== Aim ==
In the listing below, locate the lines that hold "components" and copy them.

== Source material ==
----
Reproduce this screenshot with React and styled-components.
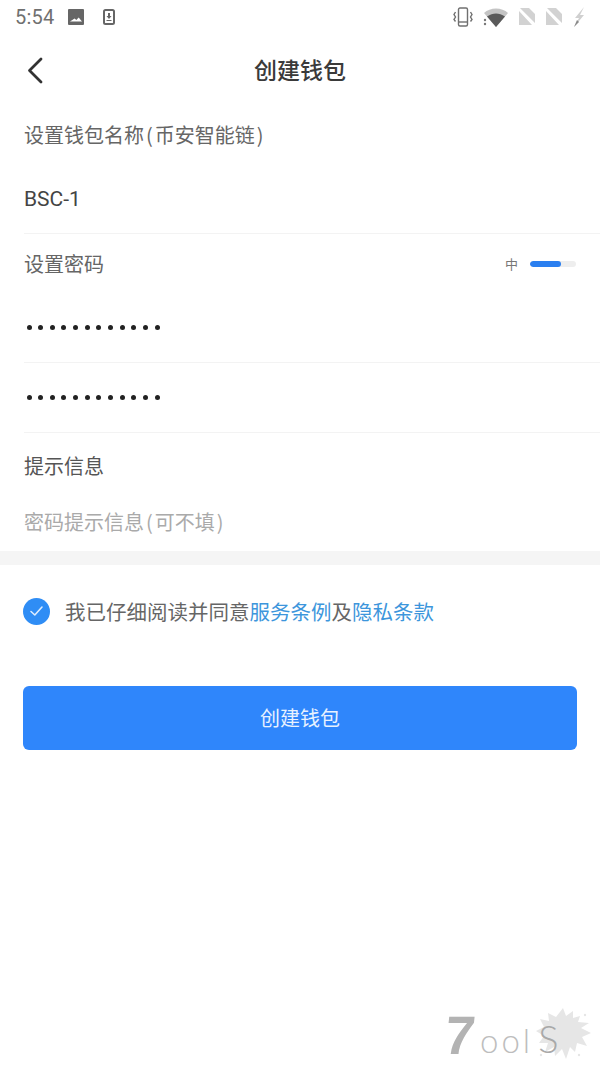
import React from "react";
import styled, { createGlobalStyle } from "styled-components";

const Global = createGlobalStyle`
  html, body { margin: 0; padding: 0; background: #fff; }
  body { font-family: "Noto Sans CJK SC", "Noto Sans", sans-serif; }
  * { box-sizing: border-box; }
`;
const Page = styled.div`position: relative; width: 600px; height: 1067px; overflow: hidden; background: #fff;`;
const StatusBar = styled.div`height: 34px; display: flex; align-items: center; justify-content: space-between; padding: 0 15px;`;
const StatusGroup = styled.div`display: flex; align-items: center; gap: ${p => p.$gap}px;`;
const Time = styled.span`font: 20px/1 Roboto, sans-serif; color: #707070; letter-spacing: .2px;`;
const NavBar = styled.header`position: relative; height: 72px; display: flex; align-items: center; justify-content: center;`;
const BackButton = styled.button`position: absolute; left: 24px; top: 21px; width: 22px; height: 30px; padding: 0; border: 0; background: none; display: flex;`;
const Title = styled.h1`margin: -2px 0 0; font-size: 23px; font-weight: 500; color: #3a3a3a; line-height: 30px;`;
const Form = styled.section`padding-left: 24px;`;
const Row = styled.div`
  height: ${p => p.$h}px; display: flex; align-items: center; justify-content: space-between;
  padding-right: 24px; padding-bottom: ${p => p.$pb || 0}px;
  ${p => p.$line && "border-bottom: 1px solid #f3f3f3;"}
`;
const Label = styled.span`font-size: 20px; line-height: 28px; color: ${p => p.$color || "#666"};`;
const Paren = styled.span`padding: 0 2px;`;
const Value = styled.span`font: 21px/28px Roboto, sans-serif; color: #444;`;
const Dots = styled.div`display: flex; gap: 6.67px; padding-left: 2.5px;`;
const Dot = styled.i`display: block; width: 5px; height: 5px; border-radius: 50%; background: #222;`;
const Strength = styled.div`display: flex; align-items: center; gap: 12px;`;
const StrengthText = styled.span`font-size: 13px; line-height: 16px; color: #777;`;
const Track = styled.div`width: 46px; height: 6px; border-radius: 3px; background: #eee; overflow: hidden;`;
const Fill = styled.div`height: 100%; border-radius: 3px; background: #2a7ff0;`;
const Band = styled.div`height: 14px; background: #f5f5f5;`;
const Agree = styled.div`height: 92px; padding-left: 23px; display: flex; align-items: center; gap: 15px;`;
const Check = styled.span`width: 27px; height: 27px; border-radius: 50%; background: #2f8df5; display: flex; align-items: center; justify-content: center;`;
const AgreeText = styled.p`margin: 0; font-size: 20.5px; line-height: 28px; color: #666;`;
const TextLink = styled.a`color: #3d96dc;`;
const Submit = styled.button`
  display: block; margin: 29px 23px 0; width: 554px; height: 64px; border: 0; border-radius: 6px;
  background: #2f86fb; color: #e8f2ff; font: 400 20px/28px "Noto Sans CJK SC", sans-serif;
`;
const Watermark = styled.div`position: absolute; left: 444px; top: 1004px; width: 152px; height: 60px;`;
const Seven = styled.span`position: absolute; left: 1px; top: 3px; font: 700 54px/56px "Liberation Sans", sans-serif; color: #b3b3b3; transform: skewX(-6deg);`;
const Ools = styled.span`position: absolute; left: 36px; top: 14px; font: 300 33px/40px Lato, sans-serif; letter-spacing: 3px; color: #bdbdbd;`;
const BigS = styled.span`margin-left: 5px; font-size: 38px; color: #a9a9a9;`;
const Splash = styled.svg`position: absolute; left: 89px; top: 1px; filter: blur(.6px);`;

const DotRow = () => <Dots>{Array.from({ length: 12 }, (_, i) => <Dot key={i} />)}</Dots>;
const SimIcon = () => <svg width="17" height="18" viewBox="0 0 17 18"><path d="M0 0h10l6 6v9L1 0z M0 3l13 14H0z" fill="#d2d2d2" /></svg>;

export default function App() {
  return (
    <Page>
      <Global />
      <StatusBar>
        <StatusGroup $gap={14}>
          <Time>5:54</Time>
          <svg width="16" height="16" viewBox="0 0 16 16"><path fill="#666" fillRule="evenodd" d="M1 0h14a1 1 0 0 1 1 1v14a1 1 0 0 1-1 1H1a1 1 0 0 1-1-1V1a1 1 0 0 1 1-1zM2 12.500h12l-3.300-4-2.400 2.600-1.700-1.600z" /></svg>
          <svg width="12" height="16" viewBox="0 0 12 16" style={{ marginLeft: 5 }}><rect x="1" y="1" width="10" height="14" rx="1.500" fill="none" stroke="#666" strokeWidth="2" /><path d="M5 4h2v3h1.500L6 10 3.500 7H5z M3.500 11h5v1h-5z" fill="#666" /></svg>
        </StatusGroup>
        <StatusGroup $gap={10}>
          <svg width="20" height="20" viewBox="0 0 20 20" fill="none" stroke="#707070" strokeWidth="1.400"><rect x="5.500" y="1" width="9" height="18" rx="1.500" /><path d="M5.500 15h9" /><path d="M2.500 5 1 7.500 2.500 10 1 12.500l1.500 2M17.500 5 19 7.500 17.500 10l1.500 2.500-1.500 2" /></svg>
          <svg width="26" height="20" viewBox="0 0 26 20"><path d="M1 6C7 0 19 0 25 6l-12 14z" fill="#c4c4c4" /><path d="M4 9.500c6-4 12-4 18 0L13 20z" fill="#5a5a5a" /><circle cx="2" cy="13" r="1.200" fill="#777" /><circle cx="2" cy="17" r="1.200" fill="#777" /></svg>
          <SimIcon />
          <SimIcon />
          <svg width="12" height="20" viewBox="0 0 12 20"><path d="M11 0 2 11h4L1 20l10-12H7z" fill="#d0d0d0" /><path d="M4 13 1 20l5-5z" fill="#8a8a8a" /></svg>
        </StatusGroup>
      </StatusBar>
      <NavBar>
        <BackButton aria-label="返回">
          <svg width="22" height="30" viewBox="0 0 22 30" fill="none"><path d="M17 4 5.500 15.500 17 27" stroke="#333" strokeWidth="2.800" strokeLinecap="round" strokeLinejoin="round" /></svg>
        </BackButton>
        <Title>创建钱包</Title>
      </NavBar>
      <Form>
        <Row $h={58}><Label>设置钱包名称<Paren>(</Paren>币安智能链<Paren>)</Paren></Label></Row>
        <Row $h={70} $line><Value>BSC-1</Value></Row>
        <Row $h={59}>
          <Label>设置密码</Label>
          <Strength><StrengthText>中</StrengthText><Track><Fill style={{ width: "68%" }} /></Track></Strength>
        </Row>
        <Row $h={70} $line><DotRow /></Row>
        <Row $h={70} $line><DotRow /></Row>
        <Row $h={66}><Label $color="#555">提示信息</Label></Row>
        <Row $h={52} $pb={7}><Label $color="#aaa">密码提示信息<Paren>(</Paren>可不填<Paren>)</Paren></Label></Row>
      </Form>
      <Band />
      <Agree>
        <Check>
          <svg width="15" height="12" viewBox="0 0 15 12" fill="none"><path d="M2 6.500 5.800 10 13 2" stroke="#dcecff" strokeWidth="1.600" strokeLinecap="round" strokeLinejoin="round" /></svg>
        </Check>
        <AgreeText>我已仔细阅读并同意<TextLink>服务条例</TextLink>及<TextLink>隐私条款</TextLink></AgreeText>
      </Agree>
      <Submit>创建钱包</Submit>
      <Watermark>
        <Splash width="60" height="56" viewBox="0 0 60 56"><path fill="#e6e6e6" d="M30 3 33 11 40 6 40 13 47 11 45 17 56 18 48 23 58 28 49 32 54 41 44 38 42 47 37 42 33 54 29 44 22 51 21 42 12 47 15 38 6 38 11 31 3 26 11 22 7 14 16 16 15 8 23 12Z" /><circle cx="52" cy="10" r="1.200" fill="#e6e6e6" /><circle cx="8" cy="50" r="1.200" fill="#e6e6e6" /><circle cx="46" cy="50" r="1.200" fill="#e6e6e6" /></Splash>
        <Seven>7</Seven>
        <Ools>ool<BigS>S</BigS></Ools>
      </Watermark>
    </Page>
  );
}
----
== Result for this exercise ==
Reproduce this screenshot with React and styled-components.
import styled, { createGlobalStyle } from "styled-components";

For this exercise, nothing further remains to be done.